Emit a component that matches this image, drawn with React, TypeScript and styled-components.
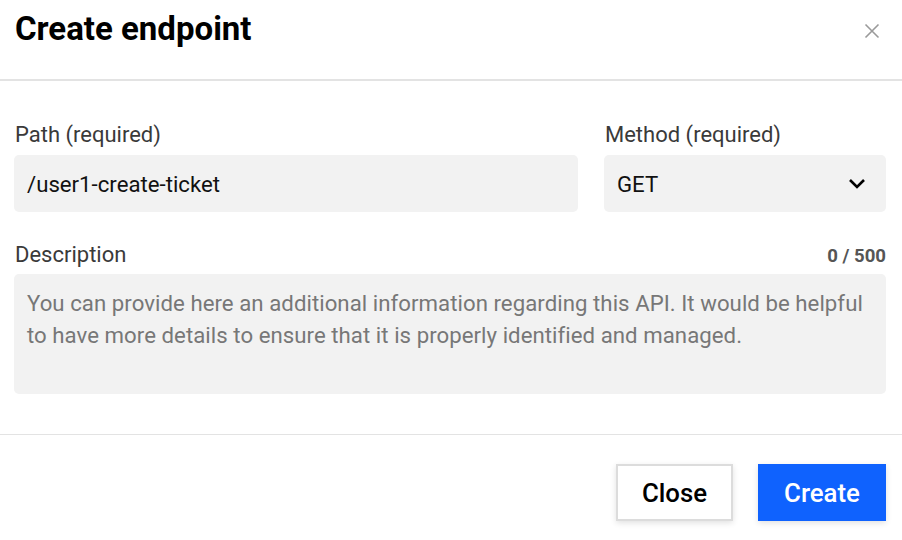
import React from "react";
import styled, { createGlobalStyle } from "styled-components";

const Global = createGlobalStyle`
  html, body { margin: 0; padding: 0; background: #ffffff; }
  body { font-family: Roboto, "Liberation Sans", Arial, sans-serif; }
  * { box-sizing: border-box; }
`;

const Modal = styled.div`
  width: 902px;
  height: 540px;
  background: #ffffff;
  display: flex;
  flex-direction: column;
  overflow: hidden;
`;

const Header = styled.header`
  height: 81px;
  border-bottom: 2px solid #e3e3e3;
  display: flex;
  align-items: flex-start;
  justify-content: space-between;
  padding: 9px 22px 0 15px;
`;

const Title = styled.h1`
  margin: 0;
  font-size: 33px;
  line-height: 40px;
  font-weight: 700;
  color: #000000;
`;

const CloseIcon = styled.button`
  margin-top: 14px;
  width: 16px;
  height: 16px;
  padding: 0;
  border: 0;
  background: transparent;
  display: flex;
  cursor: pointer;
`;

const Body = styled.div`
  padding: 42px 16px 0 14px;
  display: flex;
  flex-direction: column;
`;

const Row = styled.div`
  display: grid;
  grid-template-columns: 564px 1fr;
  column-gap: 26px;
`;

const Field = styled.div<{ $gap?: number }>`
  display: flex;
  flex-direction: column;
  gap: ${(p) => p.$gap ?? 8}px;
`;

const LabelRow = styled.div`
  display: flex;
  align-items: baseline;
  justify-content: space-between;
  padding-left: 1px;
`;

const Label = styled.label`
  font-size: 22px;
  line-height: 24px;
  color: #3a3a3a;
`;

const Counter = styled.span`
  font-size: 18.6px;
  font-weight: 700;
  color: #555555;
`;

const Input = styled.div`
  height: 57px;
  background: #f2f2f2;
  border-radius: 5px;
  display: flex;
  align-items: center;
  justify-content: space-between;
  padding: 0 20px 0 13px;
  font-size: 22.2px;
  color: #111111;
`;

const TextArea = styled.div`
  height: 120px;
  background: #f2f2f2;
  border-radius: 5px;
  padding: 13px 13px;
  font-size: 22.2px;
  letter-spacing: 0.05px;
  line-height: 32px;
  color: #777777;
`;

const Description = styled.div`
  margin-top: 31px;
`;

const Footer = styled.footer`
  margin-top: 40px;
  border-top: 1px solid #e3e3e3;
  padding: 29px 16px 0 0;
  display: flex;
  justify-content: flex-end;
  gap: 25px;
`;

const Button = styled.button<{ $primary?: boolean }>`
  height: 57px;
  width: ${(p) => (p.$primary ? 128 : 117)}px;
  padding: 0;
  font-family: inherit;
  font-size: 25.8px;
  font-weight: 500;
  border: ${(p) => (p.$primary ? "0" : "2px solid #dcdcdc")};
  background: ${(p) => (p.$primary ? "#0f62fe" : "#ffffff")};
  color: ${(p) => (p.$primary ? "#ffffff" : "#000000")};
  box-shadow: 0 2px 6px rgba(0, 0, 0, 0.12);
  cursor: pointer;
`;

export default function App() {
  return (
    <>
      <Global />
      <Modal>
        <Header>
          <Title>Create endpoint</Title>
          <CloseIcon aria-label="Close">
            <svg width="16" height="16" viewBox="0 0 16 16">
              <path d="M1.5 1.5 L14.5 14.5 M14.5 1.5 L1.5 14.5" stroke="#9a9a9a" strokeWidth="1.6" fill="none" />
            </svg>
          </CloseIcon>
        </Header>
        <Body>
          <Row>
            <Field>
              <LabelRow>
                <Label>Path (required)</Label>
              </LabelRow>
              <Input>/user1-create-ticket</Input>
            </Field>
            <Field>
              <LabelRow>
                <Label>Method (required)</Label>
              </LabelRow>
              <Input>
                GET
                <svg width="18" height="11" viewBox="0 0 18 11">
                  <path d="M2 2 L9 9 L16 2" stroke="#000" strokeWidth="2.6" fill="none" />
                </svg>
              </Input>
            </Field>
          </Row>
          <Description>
            <Field $gap={7}>
              <LabelRow>
                <Label>Description</Label>
                <Counter>0 / 500</Counter>
              </LabelRow>
              <TextArea>
                You can provide here an additional information regarding this API. It would be helpful to have more
                details to ensure that it is properly identified and managed.
              </TextArea>
            </Field>
          </Description>
        </Body>
        <Footer>
          <Button>Close</Button>
          <Button $primary>Create</Button>
        </Footer>
      </Modal>
    </>
  );
}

==================================================

### Task directions
State only the count of lines above that hold the string "React".

### Problem solution
2